Yes. Stamp duty for share transfers can be paid online through the government’s digital stamping system. After submission and assessment, payment is made electronically, and a digital stamp certificate with a QR code is issued. This certificate is accepted by regulators and companies as proof of proper stamping.
12. Is stamp duty payable even if shares are transferred between family members?
Yes. Stamp duty is payable regardless of the relationship between the buyer and seller. Even transfers between family members are subject to stamp duty, and the value will still be assessed based on the highest applicable valuation, not a nominal or token price.
13. Are internal company restructurings subject to stamp duty in Malaysia?
Generally, yes—but certain restructurings may qualify for stamp duty relief under the Stamp Act 1949. These reliefs apply mainly to group reorganisations or transfers between associated companies and are subject to strict conditions. Relief is not automatic and must be properly applied for.
14. What documents are required to calculate stamp duty for unlisted shares?

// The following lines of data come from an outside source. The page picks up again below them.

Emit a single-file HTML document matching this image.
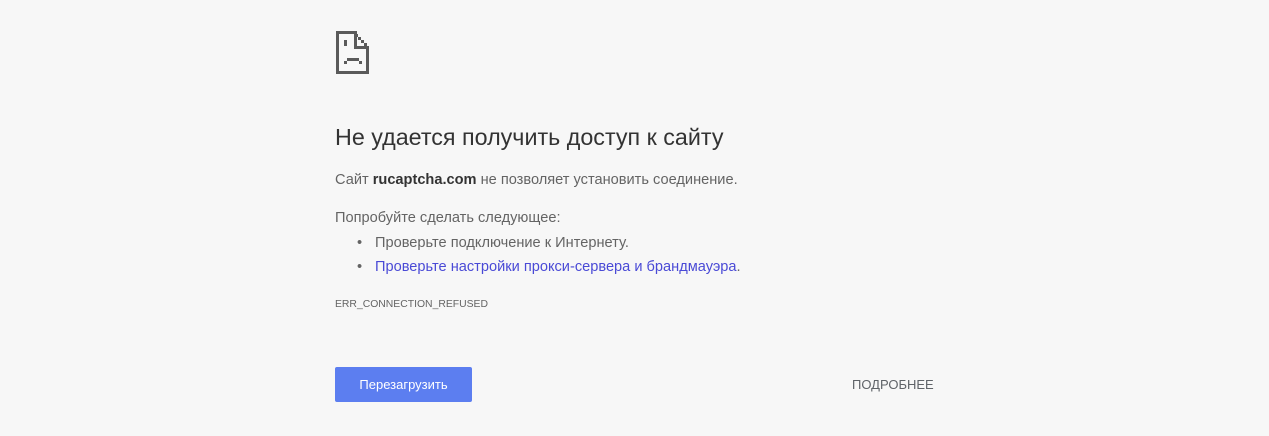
<!DOCTYPE html>
<html><head><meta charset="utf-8"><style>
body{margin:0;background:#f7f7f7;width:1269px;height:436px;overflow:hidden;font-family:"Liberation Sans",sans-serif;color:#646464;position:relative}
.a{position:absolute;white-space:nowrap}
h1{position:absolute;left:335px;top:124px;margin:0;font-weight:normal;font-size:23.3px;color:#333}
.t{font-size:14.6px}
a{color:#4a4ad6;text-decoration:none}
.btn{position:absolute;left:335px;top:367px;width:137px;height:35px;background:#5c7ef0;border-radius:2px;color:#fff;font-size:13px;text-align:center;line-height:35px}
</style></head><body>
<svg class="a" style="left:0;top:0" width="400" height="90">
<g fill="#5a5a5a">
<rect x="336" y="31" width="3" height="43"/>
<rect x="336" y="31" width="19" height="3"/>
<rect x="355" y="34" width="3" height="3"/>
<rect x="358" y="37" width="3" height="3"/>
<rect x="361" y="40" width="3" height="3"/>
<rect x="364" y="43" width="3" height="3"/>
<rect x="354" y="31" width="3" height="18"/>
<rect x="354" y="46" width="12" height="3"/>
<rect x="366" y="46" width="3" height="28"/>
<rect x="336" y="71" width="33" height="3"/>
<rect x="344" y="40" width="3" height="6"/>
<rect x="347" y="58" width="12" height="3"/>
<rect x="344" y="61" width="3" height="3"/>
<rect x="359" y="61" width="3" height="3"/>
</g></svg>
<h1>Не удается получить доступ к сайту</h1>
<div class="a t" style="left:335px;top:172px">Сайт <b style="color:#333">rucaptcha.com</b> не позволяет установить соединение.</div>
<div class="a t" style="left:335px;top:210px">Попробуйте сделать следующее:</div>
<div class="a t" style="left:357px;top:235px">•</div>
<div class="a t" style="left:375px;top:235px">Проверьте подключение к Интернету.</div>
<div class="a t" style="left:357px;top:259px">•</div>
<div class="a t" style="left:375px;top:259px"><a>Проверьте настройки прокси-сервера и брандмауэра</a>.</div>
<div class="a" style="left:335px;top:299px;font-size:10.4px">ERR_CONNECTION_REFUSED</div>
<div class="btn">Перезагрузить</div>
<div class="a" style="left:852px;top:377px;font-size:13px;color:#5f6368">ПОДРОБНЕЕ</div>
</body></html>
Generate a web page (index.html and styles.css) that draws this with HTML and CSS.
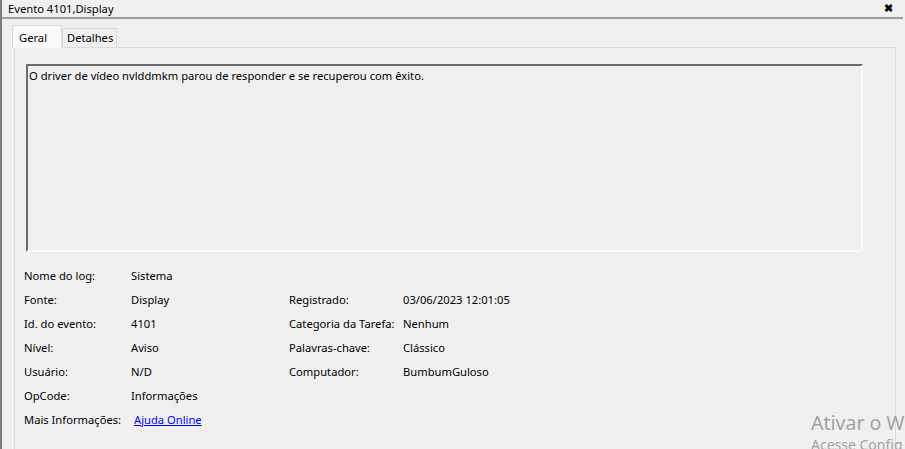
FILE: index.html
```html
<!DOCTYPE html>
<html lang="pt">
<head>
    <meta charset="UTF-8">
    <meta name="viewport" content="width=device-width, initial-scale=1.0">
    <title>Evento 4101,Display</title>
    <link rel="stylesheet" href="styles.css">
</head>
<body>

<!-- Janela de propriedades do evento -->
<div class="window">
    <div class="titlebar">
        <span class="title">Evento 4101,Display</span>
        <span class="close">&#x2716;</span>
    </div>

    <!-- Abas -->
    <div class="tabs">
        <div class="tab active">Geral</div>
        <div class="tab">Detalhes</div>
    </div>

    <div class="panel">
        <div class="description">O driver de vídeo nvlddmkm parou de responder e se recuperou com êxito.</div>

        <!-- Propriedades -->
        <div class="props">
            <span>Nome do log:</span><span>Sistema</span><span></span><span></span>
            <span>Fonte:</span><span>Display</span><span>Registrado:</span><span>03/06/2023 12:01:05</span>
            <span>Id. do evento:</span><span>4101</span><span>Categoria da Tarefa:</span><span>Nenhum</span>
            <span>Nível:</span><span>Aviso</span><span>Palavras-chave:</span><span>Clássico</span>
            <span>Usuário:</span><span>N/D</span><span>Computador:</span><span>BumbumGuloso</span>
            <span>OpCode:</span><span>Informações</span><span></span><span></span>
            <span>Mais Informações:</span><span><a href="#" class="link">Ajuda Online</a></span><span></span><span></span>
        </div>
    </div>
</div>

<!-- Marca d'água de ativação (cortada pela borda da janela) -->
<div class="watermark">
    <div class="wm-title">Ativar o W</div>
    <div class="wm-sub">Acesse Config</div>
</div>

</body>
</html>
```

FILE: styles.css
```css
html, body {
    margin: 0;
    height: 100%;
    overflow: hidden;
}

body {
    background-color: #f0f0f0;
    font-family: 'Noto Sans', 'Open Sans', sans-serif;
    font-size: 11.2px;
    color: #000;
    position: relative;
}

/* Window frame */
.window {
    height: 100%;
    border-left: 2px solid #7c7c7c;
    box-sizing: border-box;
}

.titlebar {
    height: 17px;
    border-bottom: 2px solid #a0a0a0;
    display: flex;
    justify-content: space-between;
    align-items: center;
    padding: 0 10px 0 6px;
    margin-right: 2px;
}

.title {
    line-height: 15px;
}

.close {
    font-size: 11px;
    font-weight: bold;
    line-height: 11px;
    margin-top: -3px;
}

/* Tabs */
.tabs {
    display: flex;
    align-items: flex-end;
    margin: 6px 0 0 10px;
    height: 22px;
}

.tab {
    padding: 0 3px 0 4px;
    height: 19px;
    line-height: 18px;
    background-color: #f0f0f0;
    border: 1px solid #dadada;
    border-bottom: none;
    box-sizing: border-box;
}

.tab.active {
    height: 23px;
    width: 50px;
    padding: 3px 0 0 6px;
    background-color: #f9f9f9;
    margin-bottom: -1px;
    position: relative;
    z-index: 1;
}

/* Tab panel */
.panel {
    margin-left: 12px;
    width: 882px;
    height: 440px;
    border: 1px solid #dcdcdc;
    box-sizing: border-box;
    padding: 16px 0 0 11px;
}

.description {
    width: 837px;
    height: 188px;
    box-sizing: border-box;
    border-top: 2px solid #6d6d6d;
    border-left: 2px solid #6d6d6d;
    border-right: 2px solid #fbfbfb;
    border-bottom: 2px solid #fbfbfb;
    padding: 2px 1px;
    line-height: 16px;
}

.props {
    display: grid;
    grid-template-columns: 107px 158px 114px auto;
    grid-auto-rows: 24px;
    margin: 12px 0 0 -2px;
    line-height: 24px;
}

.link {
    color: #0000ff;
    margin-left: 3px;
}

/* Activation watermark */
.watermark {
    position: absolute;
    left: 811px;
    top: 410px;
    color: #a3a3a3;
    white-space: nowrap;
}

.wm-title {
    font-size: 19.5px;
    line-height: 26px;
}

.wm-sub {
    font-size: 14px;
    line-height: 18px;
}
```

To calculate stamp duty for unlisted shares, the Lembaga Hasil Dalam Negeri Malaysia typically requires: Share transfer form, Share sale agreement (if any), Latest audited financial statements (within 18 months), and details of issued share capital. Incomplete documentation may delay stamping or increase the assessed value.
15. Can stamp duty be refunded if it was overpaid?
Stamp duty refunds are very limited in Malaysia. Refunds are generally only considered if the stamping was done in error or the instrument is later cancelled, and strict timelines apply. Once a stamped document has taken legal effect, recovering overpaid stamp duty can be difficult.